Pictures appear in the records below; write out everything else exactly.

Start Data for this task

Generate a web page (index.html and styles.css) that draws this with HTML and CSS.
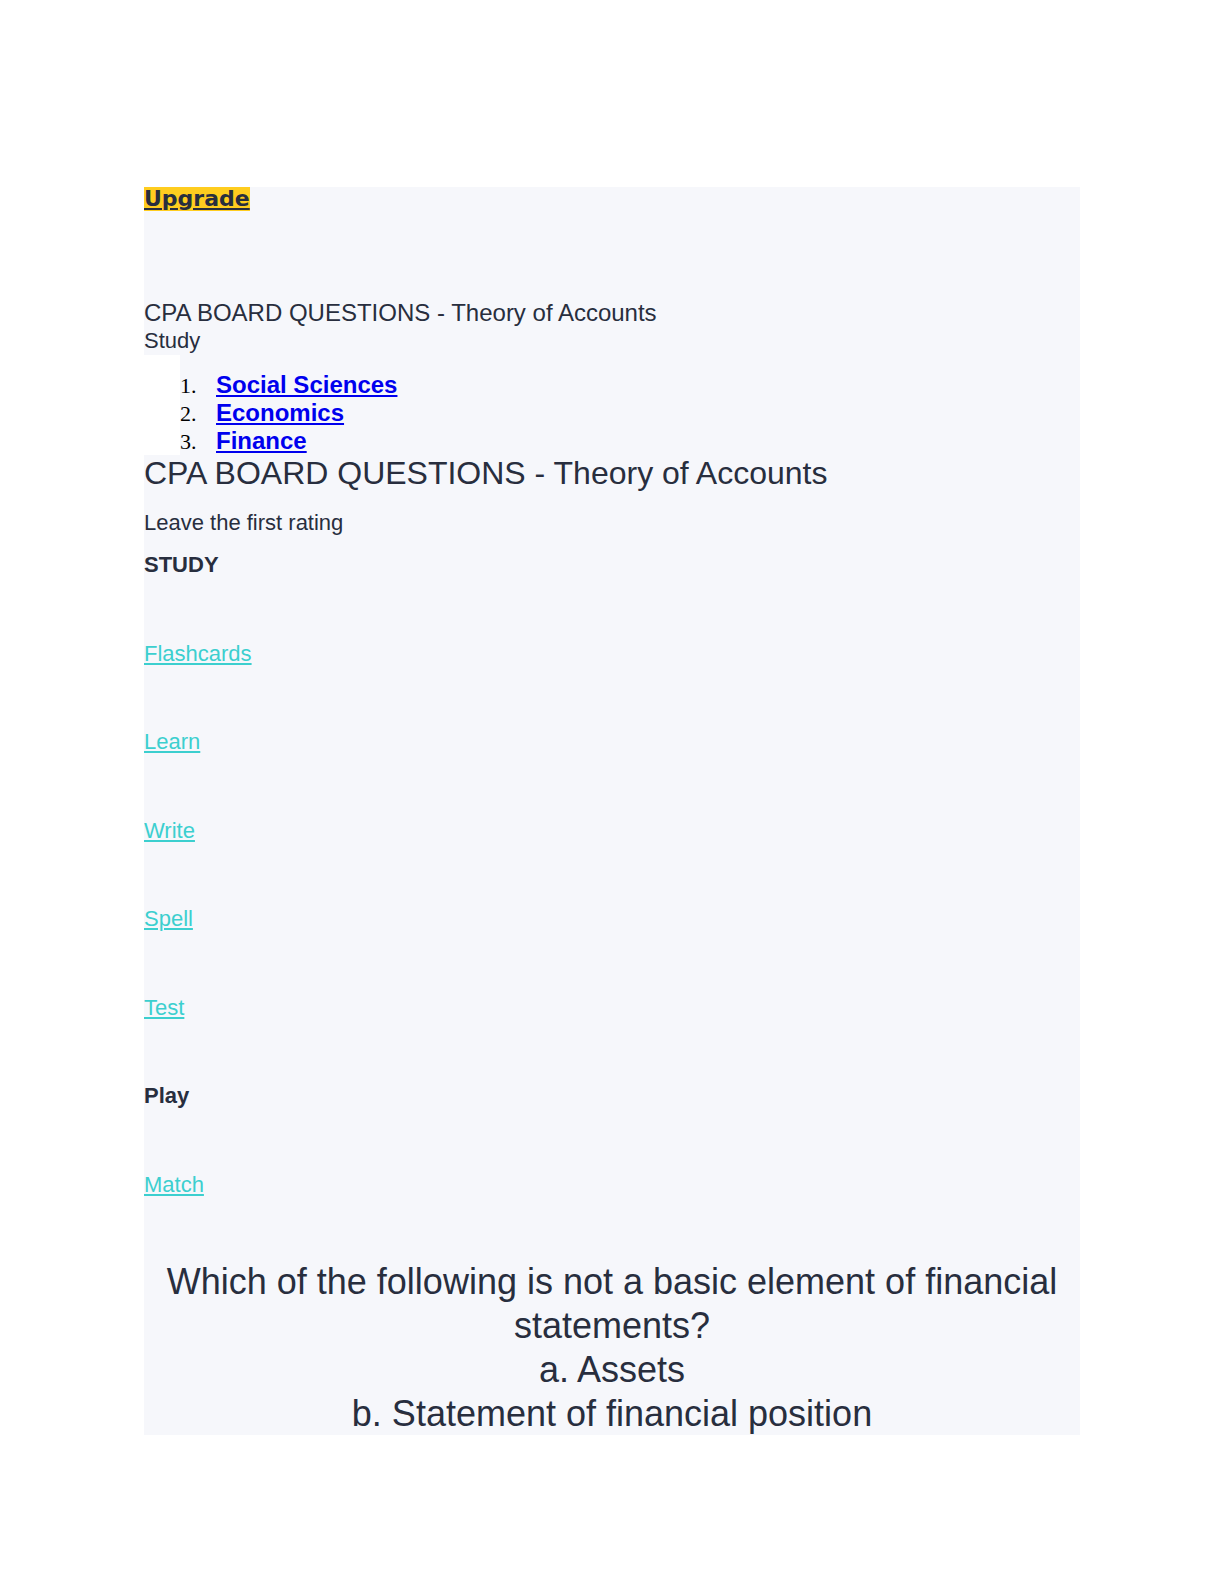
FILE: index.html
```html
<!DOCTYPE html>
<html lang="en">
<head>
<meta charset="utf-8">
<title>CPA BOARD QUESTIONS - Theory of Accounts</title>
<link rel="stylesheet" href="styles.css">
</head>
<body>
<div class="page">
  <div class="upgrade-row"><a class="upgrade" href="#">Upgrade</a></div>
  <div class="set-title">CPA BOARD QUESTIONS - Theory of Accounts</div>
  <div class="set-sub">Study</div>
  <ol class="crumbs">
    <li><a href="#">Social Sciences</a></li>
    <li><a href="#">Economics</a></li>
    <li><a href="#">Finance</a></li>
  </ol>
  <h1 class="heading">CPA BOARD QUESTIONS - Theory of Accounts</h1>
  <div class="rating">Leave the first rating</div>
  <div class="group-label">STUDY</div>
  <div class="mode"><a href="#">Flashcards</a></div>
  <div class="mode"><a href="#">Learn</a></div>
  <div class="mode"><a href="#">Write</a></div>
  <div class="mode"><a href="#">Spell</a></div>
  <div class="mode"><a href="#">Test</a></div>
  <div class="group-label play">Play</div>
  <div class="mode"><a href="#">Match</a></div>
  <div class="question">
    Which of the following is not a basic element of financial statements?<br>
    a. Assets<br>
    b. Statement of financial position
  </div>
</div>
</body>
</html>
```
FILE: styles.css
```css
html, body {
  margin: 0;
  padding: 0;
  background: #ffffff;
}

.page {
  margin: 187px 0 0 144px;
  width: 936px;
  height: 1248px;
  overflow: hidden;
  background: #f6f7fb;
  color: #282e3e;
  font-family: "Liberation Sans", Arial, sans-serif;
}

.upgrade-row {
  height: 24px;
  line-height: 24px;
}

.upgrade {
  font-family: "DejaVu Sans", sans-serif;
  font-weight: bold;
  font-size: 22px;
  color: #282e3e;
  background: #ffcd1f;
  text-decoration: underline;
}

.set-title {
  margin-top: 88px;
  font-size: 24px;
  line-height: 28px;
}

.set-sub {
  font-size: 22px;
  line-height: 28px;
}

.crumbs {
  margin: 0;
  padding: 16px 0 0 22px;
  border-left: 36px solid #ffffff;
  font-family: "Liberation Serif", "Times New Roman", serif;
  font-size: 22px;
  color: #000;
}

.crumbs li {
  line-height: 27px;
  padding-left: 14px;
}

.crumbs a {
  font-family: "Liberation Sans", Arial, sans-serif;
  font-weight: bold;
  font-size: 24px;
  color: #0000ee;
  text-decoration: underline;
}

.heading {
  margin: 0;
  font-size: 32px;
  font-weight: normal;
  line-height: 36px;
}

.rating {
  margin-top: 19px;
  font-size: 22px;
  line-height: 26px;
}

.group-label {
  margin-top: 16px;
  font-size: 22px;
  font-weight: bold;
  line-height: 26px;
}

.group-label.play {
  margin-top: 62.5px;
}

.mode {
  margin-top: 62.5px;
  font-size: 22px;
  line-height: 26px;
}

.mode a {
  color: #3ccfcf;
  text-decoration: underline;
}

.question {
  margin-top: 62px;
  padding: 0;
  text-align: center;
  font-size: 36px;
  line-height: 44px;
}
```
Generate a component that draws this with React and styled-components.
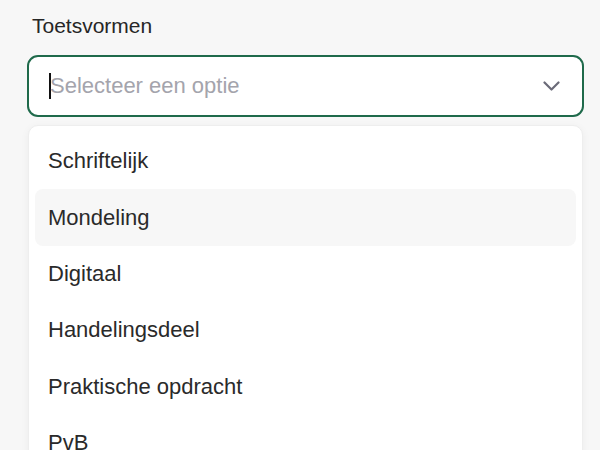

End Data for this task

• [Full response]:
Generate a web page (index.html and styles.css) that draws this with HTML and CSS.
FILE: index.html
```html
<!DOCTYPE html>
<html lang="en">
<head>
<meta charset="utf-8">
<title>CPA BOARD QUESTIONS - Theory of Accounts</title>
<link rel="stylesheet" href="styles.css">
</head>
<body>
<div class="page">
  <div class="upgrade-row"><a class="upgrade" href="#">Upgrade</a></div>
  <div class="set-title">CPA BOARD QUESTIONS - Theory of Accounts</div>
  <div class="set-sub">Study</div>
  <ol class="crumbs">
    <li><a href="#">Social Sciences</a></li>
    <li><a href="#">Economics</a></li>
    <li><a href="#">Finance</a></li>
  </ol>
  <h1 class="heading">CPA BOARD QUESTIONS - Theory of Accounts</h1>
  <div class="rating">Leave the first rating</div>
  <div class="group-label">STUDY</div>
  <div class="mode"><a href="#">Flashcards</a></div>
  <div class="mode"><a href="#">Learn</a></div>
  <div class="mode"><a href="#">Write</a></div>
  <div class="mode"><a href="#">Spell</a></div>
  <div class="mode"><a href="#">Test</a></div>
  <div class="group-label play">Play</div>
  <div class="mode"><a href="#">Match</a></div>
  <div class="question">
    Which of the following is not a basic element of financial statements?<br>
    a. Assets<br>
    b. Statement of financial position
  </div>
</div>
</body>
</html>
```
FILE: styles.css
```css
html, body {
  margin: 0;
  padding: 0;
  background: #ffffff;
}

.page {
  margin: 187px 0 0 144px;
  width: 936px;
  height: 1248px;
  overflow: hidden;
  background: #f6f7fb;
  color: #282e3e;
  font-family: "Liberation Sans", Arial, sans-serif;
}

.upgrade-row {
  height: 24px;
  line-height: 24px;
}

.upgrade {
  font-family: "DejaVu Sans", sans-serif;
  font-weight: bold;
  font-size: 22px;
  color: #282e3e;
  background: #ffcd1f;
  text-decoration: underline;
}

.set-title {
  margin-top: 88px;
  font-size: 24px;
  line-height: 28px;
}

.set-sub {
  font-size: 22px;
  line-height: 28px;
}

.crumbs {
  margin: 0;
  padding: 16px 0 0 22px;
  border-left: 36px solid #ffffff;
  font-family: "Liberation Serif", "Times New Roman", serif;
  font-size: 22px;
  color: #000;
}

.crumbs li {
  line-height: 27px;
  padding-left: 14px;
}

.crumbs a {
  font-family: "Liberation Sans", Arial, sans-serif;
  font-weight: bold;
  font-size: 24px;
  color: #0000ee;
  text-decoration: underline;
}

.heading {
  margin: 0;
  font-size: 32px;
  font-weight: normal;
  line-height: 36px;
}

.rating {
  margin-top: 19px;
  font-size: 22px;
  line-height: 26px;
}

.group-label {
  margin-top: 16px;
  font-size: 22px;
  font-weight: bold;
  line-height: 26px;
}

.group-label.play {
  margin-top: 62.5px;
}

.mode {
  margin-top: 62.5px;
  font-size: 22px;
  line-height: 26px;
}

.mode a {
  color: #3ccfcf;
  text-decoration: underline;
}

.question {
  margin-top: 62px;
  padding: 0;
  text-align: center;
  font-size: 36px;
  line-height: 44px;
}
```
Generate a component that draws this with React and styled-components.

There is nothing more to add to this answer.